他顿了顿,又说,“你会不会怪我,没有在第一时间帮你解开手链的禁制?”
他的声音低沉醇厚,犹如窖藏多年的葡萄美酒,我不禁沉醉,缓缓伸手,回抱住他,轻声说,“当然不会。我很感谢奶奶,送给我这件礼物。”我也很感谢你,一直保护我。最后这句话,我想说,却说不出口。
顾祁寒离开之后,我来到吴晓华的病房,坐在椅子上等他。
病房里其他病人和家属亲热地聊着天,我先是一个人呆呆地坐着,后来也忍不住加入了他们,临床的老太太笑着夸我男朋友长得帅,体贴人,我不好意思地红了脸,解释说顾祁寒不是我的男朋友,她笑呵呵地说,现在不是,总有一天会是,我看得出来,那孩子可稀罕你了,姑娘,抓住机会,别让爱情溜走了。
其他人哈哈大笑,调侃说老太太,您还会爱情这么时髦的词呢。老太太骄傲地说,我会的新鲜词可多了。
老太太知道我和任皓轩是同学,笑呵呵地跟我说了不少有关他的事情,比如他很孝顺他妈妈,每天都会来看她,比如他很会画画,以前还教隔壁病房一个耳朵听不见的小女孩画画……
人都有两面性,有阴暗的,也有美好的。
我暗暗祈祷,任皓轩能够平安拿到降阴铃。
我等啊等,等了一个多小时,太阳都落山了,顾祁寒和任皓轩都还没有回来。
我接到王晓雅的电话,她问我在哪里,我跟她说我在医院探望一位朋友,她又问我哪家医院,我如实跟她说了。
又等了十多分钟,我内急,便离开病房,来到走廊尽头的厕所。
我解决完生理问题,正想打开隔间的门,突然听到吱吱吱的声音,我猛地抬头,只见一个鸡蛋大小的小肉球在空中飞舞着,我顿时大喜,叫道,“你是不是王晓雅的孩子?”
他听懂了我的话,一边叽叽叽地叫,一边一上一下地飞舞,似乎在点头。
“你怎么在这里?你们不是被抓走了吗?”
他叽叽叽的叫声变得急迫,在空中飞来飞去,很着急的样子,我头疼极了,“你说什么?我听不懂啊!这样吧,我来问话,你回答,是的话,你就叫两声,不是,你就叫三声。好不好?”
“叽叽”
我当他同意了,连忙问他,“你是逃出来的吗?”
“叽叽”
我又问他,“你是专门来找我的吗?”
“叽叽”
“你来找我做什么?让我帮你忙?”
“叽叽”
他一边叫,一边急切地飞舞,我又问,“你想带我去一个地方?救你的朋友?”
他叫得更加大声,声音欢快,表示我猜对了。
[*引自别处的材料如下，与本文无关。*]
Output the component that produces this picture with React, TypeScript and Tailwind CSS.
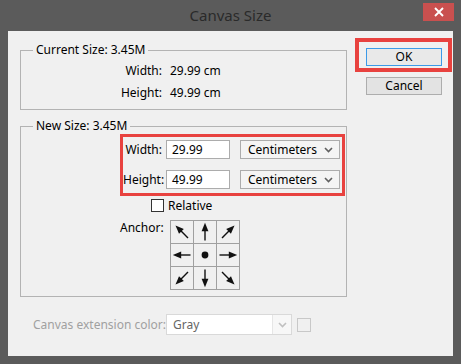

我想了想,不敢再擅自行动,拿出手机,打给顾祁寒,电话拨通了,等了好一会儿,他终于接听了,我连忙将小胚胎找我帮忙的事情跟他说了,他说他马上回医院,让我等他。
我挂断电话,安慰小胚胎,“你别着急,我朋友马上回来,待会儿跟你一起去救人。”额,口误,不是救人,是救怨灵。
小胚胎似乎知道我说的朋友是顾祁寒,着急地叫起来,声音里透着恐慌,我只好安慰他说顾祁寒不会伤害他们,他才渐渐地冷静下来,他朝着我飞过来,似乎想抱抱我,我大叫,“不要过来!”